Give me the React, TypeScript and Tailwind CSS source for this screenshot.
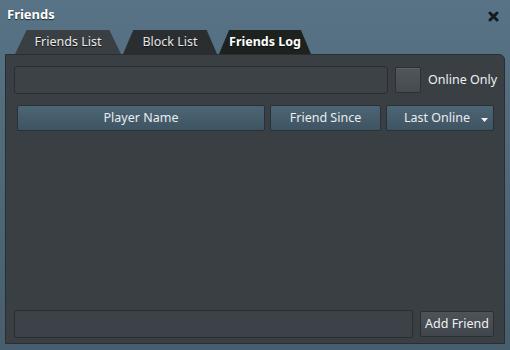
import { useState } from "react";

const tabs = [
  { label: "Friends List", bg: "bg-[#3a3f44]", text: "text-[#e8ecef]", w: "w-[106px]" },
  { label: "Block List", bg: "bg-[#2b2e31]", text: "text-[#e4e7ea]", w: "w-[94px]" },
  { label: "Friends Log", bg: "bg-[#1d221f]", text: "text-white font-bold", w: "w-[92px]" },
];

const App = () => {
  const [onlineOnly, setOnlineOnly] = useState(false);

  return (
    <div className="w-[510px] h-[350px] flex flex-col bg-gradient-to-b from-[#587386] to-[#465e6e] font-['Noto_Sans',sans-serif] text-[12.5px] text-[#e9edf0] select-none overflow-hidden">
      {/* Title bar */}
      <div className="h-[29px] flex items-center justify-between pl-[7px] pr-[11px] pt-[1px]">
        <span className="font-bold text-[13px] text-white [text-shadow:0_1px_1px_#1c2a33]">Friends</span>
        <svg width="11" height="11" viewBox="0 0 11 11" className="mt-[3px]">
          <path d="M2 2 L9 9 M9 2 L2 9" stroke="#161a1d" strokeWidth="3" strokeLinecap="round" />
        </svg>
      </div>

      {/* Tabs */}
      <div className="h-[25px] flex items-end pl-[15px] gap-[2px]">
        {tabs.map((t) => (
          <div
            key={t.label}
            className={`${t.w} h-[24px] ${t.bg} ${t.text} flex items-center justify-center rounded-t-[6px] [clip-path:polygon(11%_0,89%_0,100%_100%,0_100%)] [text-shadow:0_1px_1px_#111]`}
          >
            <span className="text-[12.5px] leading-none pt-[1px] whitespace-nowrap">{t.label}</span>
          </div>
        ))}
      </div>

      {/* Panel */}
      <div className="flex-1 mx-[5px] mb-[6px] bg-[#3a3f44] border border-[#2a2e32] rounded-tr-[6px] flex flex-col pt-[11px] pl-[8px] pr-[8px] pb-[4px]">
        {/* Search row */}
        <div className="flex items-center h-[28px]">
          <input className="w-[374px] shrink-0 h-[28px] bg-[#3c4247] border border-[#2a2e32] rounded-[3px] outline-none px-2 text-[12.5px]" />
          <button
            onClick={() => setOnlineOnly(!onlineOnly)}
            className="ml-[7px] shrink-0 w-[26px] h-[26px] rounded-[2px] bg-gradient-to-b from-[#50565c] to-[#464b51] border border-[#2c3035] shadow-[inset_0_1px_0_#5c6268]"
          />
          <span className="ml-[7px] shrink-0 whitespace-nowrap text-[#eef1f3]">Online Only</span>
        </div>

        {/* Column headers */}
        <div className="flex items-center mt-[11px] pl-[3px] gap-[5px] h-[26px]">
          <div className="w-[248px] h-[26px] flex items-center justify-center rounded-[2px] bg-gradient-to-b from-[#4c6574] to-[#3f5462] border border-[#283038]">
            Player Name
          </div>
          <div className="w-[111px] h-[26px] flex items-center justify-center rounded-[2px] bg-gradient-to-b from-[#4c6574] to-[#3f5462] border border-[#283038]">
            Friend Since
          </div>
          <div className="w-[108px] h-[26px] flex items-center justify-center relative rounded-[2px] bg-gradient-to-b from-[#4c6574] to-[#3f5462] border border-[#283038]">
            <span className="pr-[6px]">Last Online</span>
            <svg width="7" height="4" viewBox="0 0 7 4" className="absolute right-[5px] top-[12px]">
              <path d="M0 0 L7 0 L3.5 4 Z" fill="#f0f2f4" />
            </svg>
          </div>
        </div>

        <div className="flex-1" />

        {/* Bottom row */}
        <div className="flex items-center h-[28px] mb-[1px]">
          <input className="w-[399px] shrink-0 h-[28px] bg-[#3c4247] border border-[#2a2e32] rounded-[3px] outline-none px-2 text-[12.5px]" />
          <button className="ml-[7px] shrink-0 w-[74px] h-[26px] rounded-[2px] bg-gradient-to-b from-[#4d5359] to-[#41464c] border border-[#2b2f34] text-[#eef1f3]">
            Add Friend
          </button>
        </div>
      </div>
    </div>
  );
};

export default App;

------------------------------------

Write out the material above again, word for word, minus its pictures.

Give me the React, TypeScript and Tailwind CSS source for this screenshot.
import { useState } from "react";

const tabs = [
  { label: "Friends List", bg: "bg-[#3a3f44]", text: "text-[#e8ecef]", w: "w-[106px]" },
  { label: "Block List", bg: "bg-[#2b2e31]", text: "text-[#e4e7ea]", w: "w-[94px]" },
  { label: "Friends Log", bg: "bg-[#1d221f]", text: "text-white font-bold", w: "w-[92px]" },
];

const App = () => {
  const [onlineOnly, setOnlineOnly] = useState(false);

  return (
    <div className="w-[510px] h-[350px] flex flex-col bg-gradient-to-b from-[#587386] to-[#465e6e] font-['Noto_Sans',sans-serif] text-[12.5px] text-[#e9edf0] select-none overflow-hidden">
      {/* Title bar */}
      <div className="h-[29px] flex items-center justify-between pl-[7px] pr-[11px] pt-[1px]">
        <span className="font-bold text-[13px] text-white [text-shadow:0_1px_1px_#1c2a33]">Friends</span>
        <svg width="11" height="11" viewBox="0 0 11 11" className="mt-[3px]">
          <path d="M2 2 L9 9 M9 2 L2 9" stroke="#161a1d" strokeWidth="3" strokeLinecap="round" />
        </svg>
      </div>

      {/* Tabs */}
      <div className="h-[25px] flex items-end pl-[15px] gap-[2px]">
        {tabs.map((t) => (
          <div
            key={t.label}
            className={`${t.w} h-[24px] ${t.bg} ${t.text} flex items-center justify-center rounded-t-[6px] [clip-path:polygon(11%_0,89%_0,100%_100%,0_100%)] [text-shadow:0_1px_1px_#111]`}
          >
            <span className="text-[12.5px] leading-none pt-[1px] whitespace-nowrap">{t.label}</span>
          </div>
        ))}
      </div>

      {/* Panel */}
      <div className="flex-1 mx-[5px] mb-[6px] bg-[#3a3f44] border border-[#2a2e32] rounded-tr-[6px] flex flex-col pt-[11px] pl-[8px] pr-[8px] pb-[4px]">
        {/* Search row */}
        <div className="flex items-center h-[28px]">
          <input className="w-[374px] shrink-0 h-[28px] bg-[#3c4247] border border-[#2a2e32] rounded-[3px] outline-none px-2 text-[12.5px]" />
          <button
            onClick={() => setOnlineOnly(!onlineOnly)}
            className="ml-[7px] shrink-0 w-[26px] h-[26px] rounded-[2px] bg-gradient-to-b from-[#50565c] to-[#464b51] border border-[#2c3035] shadow-[inset_0_1px_0_#5c6268]"
          />
          <span className="ml-[7px] shrink-0 whitespace-nowrap text-[#eef1f3]">Online Only</span>
        </div>

        {/* Column headers */}
        <div className="flex items-center mt-[11px] pl-[3px] gap-[5px] h-[26px]">
          <div className="w-[248px] h-[26px] flex items-center justify-center rounded-[2px] bg-gradient-to-b from-[#4c6574] to-[#3f5462] border border-[#283038]">
            Player Name
          </div>
          <div className="w-[111px] h-[26px] flex items-center justify-center rounded-[2px] bg-gradient-to-b from-[#4c6574] to-[#3f5462] border border-[#283038]">
            Friend Since
          </div>
          <div className="w-[108px] h-[26px] flex items-center justify-center relative rounded-[2px] bg-gradient-to-b from-[#4c6574] to-[#3f5462] border border-[#283038]">
            <span className="pr-[6px]">Last Online</span>
            <svg width="7" height="4" viewBox="0 0 7 4" className="absolute right-[5px] top-[12px]">
              <path d="M0 0 L7 0 L3.5 4 Z" fill="#f0f2f4" />
            </svg>
          </div>
        </div>

        <div className="flex-1" />

        {/* Bottom row */}
        <div className="flex items-center h-[28px] mb-[1px]">
          <input className="w-[399px] shrink-0 h-[28px] bg-[#3c4247] border border-[#2a2e32] rounded-[3px] outline-none px-2 text-[12.5px]" />
          <button className="ml-[7px] shrink-0 w-[74px] h-[26px] rounded-[2px] bg-gradient-to-b from-[#4d5359] to-[#41464c] border border-[#2b2f34] text-[#eef1f3]">
            Add Friend
          </button>
        </div>
      </div>
    </div>
  );
};

export default App;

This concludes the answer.